Scouring the Flickr pool (for research and fun – they’re easily blended), I noticed a few general patterns and types of errant usage. My apologies in advance for the runaway link-fest, but once I began browsing these galleries it became difficult to stop, and I wanted to convey the extent of the phenomenon and to present some of my favourites.
Beloved by Scrabble fans, em (/εm/) can mean the letter M or a unit of measurement in typography – hence em dash (one of which appeared just there, before hence). Occasionally em appears as an interjection, an onomatopoeic murmur equivalent to erm or um, while in HTML it italicizes text.
Em with a capital E is a popular nickname for Emma, Emily and Emmanuel, while the all-capital EM is a standard abbreviation of electromagnetic and electron microscope, among other things.

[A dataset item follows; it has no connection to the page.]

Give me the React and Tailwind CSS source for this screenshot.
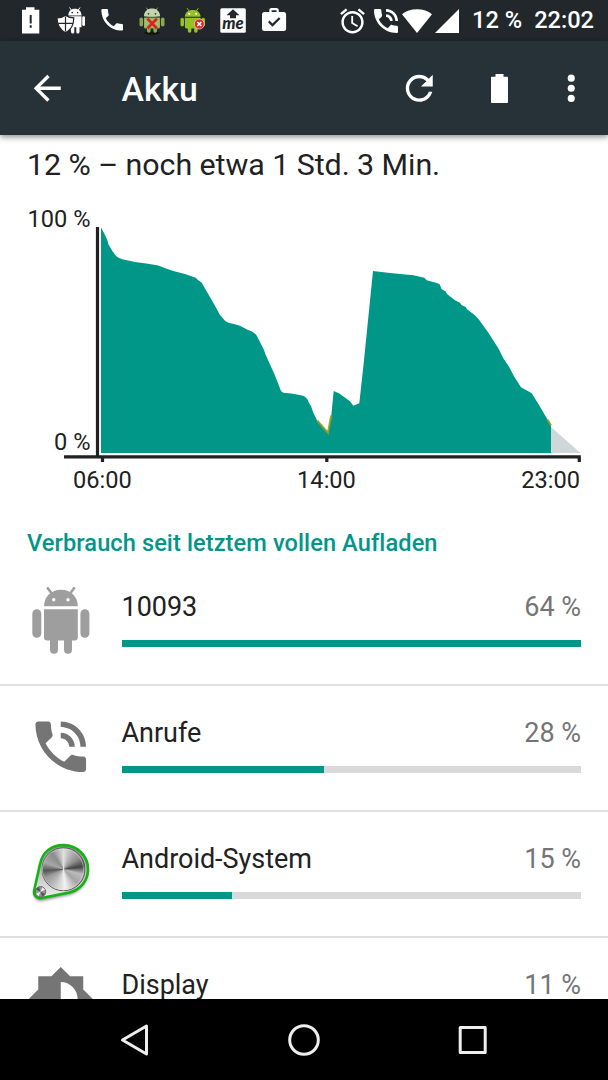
import React from 'react';

const LEVEL_POINTS = [
  [101, 27.5], [104, 33], [107.3, 40], [108.3, 44], [112, 50.5], [116, 56], [119, 58], [123.3, 59.5],
  [135, 62], [148, 63.7], [158.3, 65.5], [166, 68.5], [173.3, 71], [185, 74], [195.7, 77.7], [198, 80],
  [201.7, 82.7], [207, 92], [214, 104], [220, 115], [225, 120.7], [228.3, 122.7], [234, 124], [240, 125.7],
  [247, 129.5], [252, 131.5], [256, 134.5], [257.3, 136.7], [264, 150], [265.3, 154], [275, 175.5], [281, 191],
  [283.3, 192.7], [291, 193.4], [298.3, 194.7], [304, 196], [307.3, 199], [309, 203], [311, 206], [313.3, 212.7],
  [317.3, 220.7], [328.3, 233.3], [331.3, 215.3], [333.7, 191], [339.3, 193.6], [350, 201.3], [353.3, 205.7],
  [359.3, 203.3], [363.5, 165], [373, 71], [390, 73], [413.3, 75.3], [424.3, 77.7], [426.7, 80.3], [436, 82.7],
  [439.7, 84.3], [441.5, 89], [445.7, 91.5], [447, 94], [455, 100.3], [460, 102.7], [461.5, 105], [465.7, 107],
  [467, 109.3], [474, 114.5], [478.3, 118.7], [487.7, 131.7], [498.3, 148.3], [503.3, 158.3], [509, 166.7],
  [514.3, 176.7], [521, 187.3], [531.7, 193.3], [539, 205], [547.3, 219.3], [551, 225.7],
];

const APPS = [
  { name: '10093', percent: 64, bar: 100, Icon: AndroidIcon },
  { name: 'Anrufe', percent: 28, bar: 44.1, Icon: CallIcon },
  { name: 'Android-System', percent: 15, bar: 24, Icon: KnobIcon },
  { name: 'Display', percent: 11, bar: 17, Icon: DisplayIcon },
];

const PHONE_PATH = 'M6.62 10.79c1.44 2.83 3.76 5.14 6.59 6.59l2.2-2.2c.27-.27.67-.36 1.02-.24 1.12.37 2.33.57 3.57.57.55 0 1 .45 1 1V20c0 .55-.45 1-1 1-9.39 0-17-7.61-17-17 0-.55.45-1 1-1h3.5c.55 0 1 .45 1 1 0 1.25.2 2.45.57 3.57.11.35.03.74-.25 1.02l-2.2 2.2z';
const TALK_PATH = 'M20 15.5c-1.25 0-2.45-.2-3.57-.57-.35-.11-.74-.03-1.02.24l-2.2 2.2c-2.83-1.44-5.15-3.75-6.59-6.58l2.2-2.21c.28-.27.36-.66.25-1.01C8.7 6.45 8.5 5.25 8.5 4c0-.55-.45-1-1-1H4c-.55 0-1 .45-1 1 0 9.39 7.61 17 17 17 .55 0 1-.45 1-1v-3.5c0-.55-.45-1-1-1zM19 12h2c0-4.97-4.03-9-9-9v2c3.87 0 7 3.13 7 7zm-4 0h2c0-2.76-2.24-5-5-5v2c1.66 0 3 1.34 3 3z';

function AndroidIcon() {
  return (
    <svg viewBox="0 0 67.5 67.5" className="size-[67.5px]" fill="#9e9e9e">
      <path d="M17 19.3C17 10 24 2.7 34 2.7s16.8 7.3 16.8 16.6z" />
      <path d="M20.800 1.200l4.500 6M47 1.200l-4.500 6" stroke="#9e9e9e" strokeWidth="2.600" strokeLinecap="round" />
      <circle cx="26.700" cy="12.700" r="1.700" fill="#fff" />
      <circle cx="41" cy="12.700" r="1.700" fill="#fff" />
      <path d="M17 22.300h33.800V50.500a3 3 0 0 1-3 3H45v9.300a4 4 0 0 1-8 0v-9.300h-6v9.300a4 4 0 0 1-8 0v-9.300h-3a3 3 0 0 1-3-3z" />
      <rect x="5.300" y="22.300" width="9" height="28.500" rx="4.500" />
      <rect x="53.400" y="22.300" width="9" height="28.500" rx="4.500" />
    </svg>
  );
}

function CallIcon() {
  return (
    <svg viewBox="0 0 24 24" className="size-[67.5px]" fill="#757575">
      <path d={TALK_PATH} />
    </svg>
  );
}

function DisplayIcon() {
  return (
    <svg viewBox="0 0 24 24" className="size-[67.5px]" fill="#757575">
      <path d="M20 15.31L23.31 12 20 8.69V4h-4.69L12 .69 8.69 4H4v4.69L.69 12 4 15.31V20h4.69L12 23.31 15.31 20H20v-4.69zM12 18V6c3.31 0 6 2.69 6 6s-2.69 6-6 6z" />
    </svg>
  );
}

function KnobIcon() {
  return (
    <svg viewBox="0 0 67.5 67.5" className="size-[67.5px]">
      <defs>
        <linearGradient id="plate" x1="0" y1="0" x2="0" y2="1">
          <stop offset="0" stopColor="#8f8f8f" />
          <stop offset="1" stopColor="#f0f0f0" />
        </linearGradient>
        <filter id="soft" x="-20%" y="-20%" width="140%" height="140%">
          <feGaussianBlur stdDeviation="1.6" />
        </filter>
      </defs>
      <g transform="translate(-0.500 1.300)">
        <path d="M13.500 23C17 11 26 4.500 37 4.500c14 0 24.500 11 24.500 24.500 0 12-8.500 22-20 24L16 58.500c-6 1-9-3-8-8z" fill="#222" opacity=".6" filter="url(#soft)" transform="translate(0 1.800)" />
        <path d="M13.500 24C16 11.500 25 4.800 37 4.800c14 0 24.500 11 24.500 24.400 0 11.500-8 20.500-19 23L15 57.700c-5.500.8-8.300-3-7.300-7.700z" fill="url(#plate)" stroke="#12b512" strokeWidth="2.600" />
        <foreignObject x="14.500" y="7" width="44" height="44">
          <div className="size-[44px] rounded-full border border-[#555] bg-[conic-gradient(#e0e0e0_0deg,#b5b5b5_25deg,#8c8c8c_55deg,#444_82deg,#bbb_105deg,#a5a5a5_135deg,#f2f2f2_175deg,#bbb_215deg,#999_245deg,#555_266deg,#a8a8a8_290deg,#8c8c8c_325deg,#e0e0e0_360deg)]" />
        </foreignObject>
        <circle cx="36.500" cy="29" r="20.500" fill="none" stroke="#ddd" strokeOpacity=".5" strokeWidth="1" />
        <circle cx="14" cy="51.500" r="5.200" fill="#999" stroke="#666" strokeWidth="1" />
        <path d="M14 51.500l-4.500-2a5 5 0 0 1 3-2.800zM14 51.500l4.500 2a5 5 0 0 1-3 2.800z" fill="#555" />
        <path d="M14 51.500l2-4.500 2.600 2.500zM14 51.500l-2 4.500-2.500-2.500z" fill="#eee" />
      </g>
    </svg>
  );
}

function StatusSlot({ children }) {
  return (
    <div className="flex w-[40.5px] justify-center">
      <svg viewBox="0 0 28 28" className="size-7 shrink-0" fill="#fff">{children}</svg>
    </div>
  );
}

// small green robot, shared by the two debug notifications
function Robot({ color }) {
  return (
    <g fill={color}>
      <path d="M6 9.500C6 5 9.500 2.500 14 2.500s8 2.500 8 7z" />
      <path d="M8.500 1l2 3M19.500 1l-2 3" stroke={color} strokeWidth="1" strokeLinecap="round" />
      <path d="M6 10.500h16V20a1.500 1.500 0 0 1-1.500 1.500H19V24a1.800 1.800 0 0 1-3.600 0v-2.500h-2.800V24A1.800 1.800 0 0 1 9 24v-2.500H7.500A1.500 1.500 0 0 1 6 20z" />
      <rect x="1.500" y="10.500" width="3.600" height="9" rx="1.800" />
      <rect x="22.900" y="10.500" width="3.600" height="9" rx="1.800" />
    </g>
  );
}

function StatusBar() {
  return (
    <div className="flex h-[41px] shrink-0 items-center bg-[#21272b] pl-[10.5px] text-white">
      <StatusSlot>
        <path fillRule="evenodd" d="M9 0.300h8.500V2.700h4.800V26.500H5V2.700h4zM12.700 8v8.500h2V8zM12.700 18.300v2.400h2v-2.400z" />
      </StatusSlot>
      <StatusSlot>
        <path d="M11.300 8.500C11.500 4 14 1.800 17.800 1.800S24.300 4 24.500 8.500z" />
        <path d="M12.800 0.800l2 3M22.800 0.800l-2 3" stroke="#fff" strokeWidth="1" strokeLinecap="round" />
        <path d="M12 9.300h12.500v10.900h-2V25a1.600 1.600 0 0 1-3.200 0v-4.800h-2V25a1.600 1.600 0 0 1-3.200 0z" />
        <rect x="25.200" y="9.300" width="2.900" height="9.700" rx="1.450" />
        <path d="M8.500 8.200c2.500 2 5 2.600 8.300 2.600 0 6.700-1.800 11.600-8.300 14.900C2 22.400 0 17.500 0 10.800c3.300 0 6-.6 8.500-2.600z" stroke="#21272b" strokeWidth="1.200" />
        <path d="M8.500 9.500v15M1 16.300h15" stroke="#21272b" strokeWidth="1.200" />
        <circle cx="15.200" cy="5.600" r="0.800" fill="#21272b" />
        <circle cx="20.600" cy="5.600" r="0.800" fill="#21272b" />
      </StatusSlot>
      <StatusSlot>
        <path d={PHONE_PATH} transform="translate(-0.200 -1.600) scale(1.200)" />
      </StatusSlot>
      <StatusSlot>
        <ellipse cx="14" cy="26" rx="8" ry="1.700" fill="#11170f" />
        <Robot color="#8aa84c" />
        <path d="M6 9C6.300 4 9.500 1.500 14 1.500S21.700 4 22 9c-4 1-12 1-16 0z" fill="#c5d3ae" />
        <path d="M6.500 11.500h15v9h-15z" fill="#a3bd70" />
        <circle cx="10.500" cy="6.800" r="0.900" fill="#3b4b2a" />
        <circle cx="17.500" cy="6.800" r="0.900" fill="#3b4b2a" />
        <path d="M9.500 11.800l9.400 9.400M18.900 11.800l-9.400 9.400" stroke="#d5281f" strokeWidth="2.800" />
      </StatusSlot>
      <StatusSlot>
        <g transform="translate(0 .5) scale(.98)">
          <Robot color="#97c024" />
          <circle cx="10.500" cy="6.500" r="1.100" fill="#fff" />
          <circle cx="17.500" cy="6.500" r="1.100" fill="#fff" />
        </g>
        <circle cx="20.300" cy="17" r="5" fill="#d92b2b" stroke="#f2c9c9" strokeWidth="0.800" />
        <path d="M18.300 15l4 4M22.300 15l-4 4" stroke="#fff" strokeWidth="1.600" />
      </StatusSlot>
      <StatusSlot>
        <rect x="1.300" y="1.200" width="25.500" height="24.600" rx="1.500" />
        <path d="M14 2.300l6.500 6h-3.500v3h-6v-3H7.500z" fill="#21272b" />
        <text x="14" y="22.200" textAnchor="middle" textLength="21.500" lengthAdjust="spacingAndGlyphs" fontFamily="Lato, sans-serif" fontStyle="italic" fontWeight="900" fontSize="17" fill="#21272b">me</text>
      </StatusSlot>
      <StatusSlot>
        <path fillRule="evenodd" d="M4.300 5h5V3.200c0-1.300 1-2.200 2.200-2.200h5c1.300 0 2.300 1 2.300 2.200V5h5c1.300 0 2.300 1 2.300 2.300v14.500c0 1.300-1 2.300-2.300 2.300H4.300c-1.300 0-2.300-1-2.300-2.300V7.300C2 6 3 5 4.300 5zM11.600 3.200V5h4.900V3.200zM12.500 19.800l8-8-1.600-1.600-6.400 6.400-3-3L8 15.200z" />
      </StatusSlot>
      <div className="ml-auto flex items-center pr-[14px]">
        <svg viewBox="2 1.500 20 21" className="mr-[9px] h-[26px] w-[25px]" fill="#fff">
          <path d="M22 5.720l-4.600-3.860-1.290 1.530 4.600 3.860L22 5.720zM7.880 3.390L6.600 1.860 2 5.710l1.290 1.530 4.590-3.850zM12.500 8H11v6l4.750 2.850.75-1.230-4-2.370V8zM12 4c-4.970 0-9 4.030-9 9s4.020 9 9 9c4.970 0 9-4.030 9-9s-4.030-9-9-9zm0 16c-3.870 0-7-3.130-7-7s3.130-7 7-7 7 3.130 7 7-3.130 7-7 7z" />
        </svg>
        <svg viewBox="3 3 18 18" className="mr-1 size-6" fill="#fff">
          <path d={TALK_PATH} />
        </svg>
        <svg viewBox="0 0 30 24" className="mr-[3px] h-6 w-[30px]" fill="#fff">
          <path d="M0 5.200C4 1.800 9 .2 15 .2s11 1.600 15 5L15 24z" />
        </svg>
        <svg viewBox="0 0 24 24" className="mr-[13px] size-6" fill="#fff">
          <path d="M0 24L24 0v24z" />
        </svg>
        <span className="mr-3 pt-px text-[23.6px] leading-none font-medium">12 %</span>
        <span className="pt-px text-[23.6px] leading-none font-medium">22:02</span>
      </div>
    </div>
  );
}

function AppBar() {
  return (
    <header className="z-10 flex h-[94px] shrink-0 items-center bg-[#263238] pr-[17px] pl-[27px] text-white shadow-[0_2px_6px_rgba(0,0,0,0.45)]">
      <svg viewBox="0 0 24 24" className="size-[40.5px]" fill="#fff">
        <path d="M20 11H7.830l5.590-5.590L12 4l-8 8 8 8 1.410-1.410L7.830 13H20v-2z" />
      </svg>
      <h1 className="ml-[54px] flex-1 pt-[3px] text-[33.75px] leading-none font-medium">Akku</h1>
      <svg viewBox="0 0 24 24" className="size-[40.5px]" fill="#fff">
        <path d="M17.650 6.350C16.200 4.900 14.210 4 12 4c-4.420 0-7.990 3.580-7.990 8s3.570 8 7.990 8c3.730 0 6.840-2.550 7.730-6h-2.080c-.82 2.330-3.040 4-5.650 4-3.310 0-6-2.690-6-6s2.690-6 6-6c1.660 0 3.140.69 4.220 1.780L13 11h7V4l-2.350 2.350z" />
      </svg>
      <svg viewBox="0 0 17 29" className="ml-[51px] h-[29px] w-[17px]" fill="#fff">
        <path d="M4.500 0h8v2.700H16c.6 0 1 .4 1 1V28c0 .6-.4 1-1 1H1c-.6 0-1-.4-1-1V3.700c0-.6.4-1 1-1h3.500z" />
      </svg>
      <svg viewBox="0 0 24 24" className="ml-[43px] size-[40.5px]" fill="#fff">
        <circle cx="12" cy="6" r="2.100" />
        <circle cx="12" cy="12" r="2.100" />
        <circle cx="12" cy="18" r="2.100" />
      </svg>
    </header>
  );
}

function HistoryChart() {
  const line = LEVEL_POINTS.map(([x, y]) => `${x} ${y}`).join('L');
  return (
    <svg viewBox="0 0 608 300" className="block h-[300px] w-[608px] text-[23.6px]">
      <path d={`M101 253L${line}L551 253z`} fill="#009688" />
      <path d="M551 227v26h29.500z" fill="#cfd8d9" />
      <path d="M317.300 220.700L328 233l3.300-17.500M547.300 219.500l3.700 6" fill="none" stroke="#8a9a1c" strokeOpacity=".85" strokeWidth="2.200" />
      <path d="M97.500 27v230M64 256.800h516.800M102.500 257v5M326.800 257v5M579.300 257v5" stroke="#212121" strokeWidth="3.200" />
      <g fill="#212121">
        <text x="90.500" y="27" textAnchor="end">100 %</text>
        <text x="90.500" y="250" textAnchor="end">0 %</text>
        <text x="102.300" y="288" textAnchor="middle">06:00</text>
        <text x="326.500" y="288" textAnchor="middle">14:00</text>
        <text x="580" y="288" textAnchor="end">23:00</text>
      </g>
    </svg>
  );
}

function UsageRow({ name, percent, bar, Icon }) {
  return (
    <li className="flex h-[126px] shrink-0 border-b-2 border-[#e0e0e0] pt-[27px] pr-[27px] pl-[27px]">
      <Icon />
      <div className="ml-[27px] flex-1">
        <div className="flex justify-between pt-[4px] text-[27px] leading-[32px] tracking-[-0.03px]">
          <span className="text-[#212121]">{name}</span>
          <span className="text-[#757575]">{percent} %</span>
        </div>
        <div className="mt-[17px] h-[7px] bg-[#d9d9d9]">
          <div className="h-full bg-[#009688]" style={{ width: `${bar}%` }} />
        </div>
      </div>
    </li>
  );
}

function NavBar() {
  return (
    <nav className="flex h-[81px] shrink-0 items-center justify-center gap-[129px] bg-black">
      <svg viewBox="0 0 40 40" className="size-10" fill="none" stroke="#eee" strokeWidth="3" strokeLinejoin="round">
        <path d="M31.500 6v28L7.500 20z" />
      </svg>
      <svg viewBox="0 0 40 40" className="size-10" fill="none" stroke="#eee" strokeWidth="3">
        <circle cx="20" cy="20" r="14.300" />
      </svg>
      <svg viewBox="0 0 40 40" className="size-10" fill="none" stroke="#eee" strokeWidth="3" strokeLinejoin="round">
        <rect x="7.200" y="7.500" width="25" height="25" />
      </svg>
    </nav>
  );
}

export default function App() {
  return (
    <div className="flex h-[1080px] w-[608px] flex-col overflow-hidden bg-white font-[Roboto,sans-serif]">
      <StatusBar />
      <AppBar />
      <main className="min-h-0 flex-1 overflow-hidden">
        <p className="h-[65px] pt-[11px] pl-[27px] text-[30.4px] leading-[38px] tracking-[-0.06px] text-[#212121]">12 % – noch etwa 1 Std. 3 Min.</p>
        <HistoryChart />
        <h2 className="h-[60px] pt-[28px] pl-[27px] text-[23.6px] leading-[30px] font-medium tracking-[0.09px] text-[#009688]">
          Verbrauch seit letztem vollen Aufladen
        </h2>
        <ul>
          {APPS.map((app) => (
            <UsageRow key={app.name} {...app} />
          ))}
        </ul>
      </main>
      <NavBar />
    </div>
  );
}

Em- is a common prefix, found in words such as embark, embed, embody, emboss, embrace, and embroil.
‘Em with a preceding apostrophe is a common informal variant of them, often seen and heard in colloquial expressions such as “Set ’em up Joe”, “Give ’em hell”, “Up an’ at ’em”, “Stick ’em up”, “Ride ’em cowboy”, “Use ’em or lose ’em”, “Texas hold ’em”, “Read ’em and weep”, and “Some Mothers Do ‘Ave ‘Em”. In spoken English the ’em is usually unstressed (/əm/), and is occasionally absorbed into the associated verb, such as in the video game title “Duke Nukem”.
What is curious about ’em is that contrary to popular belief, the apostrophe does not denote the missing letters “th”. In Middle English ’em was an alternative form of hem (an old pronoun, not the verb, the clothing term or the throat-clearing interjection), which was later displaced by them. So ’em does not derive from them; in fact it precedes it.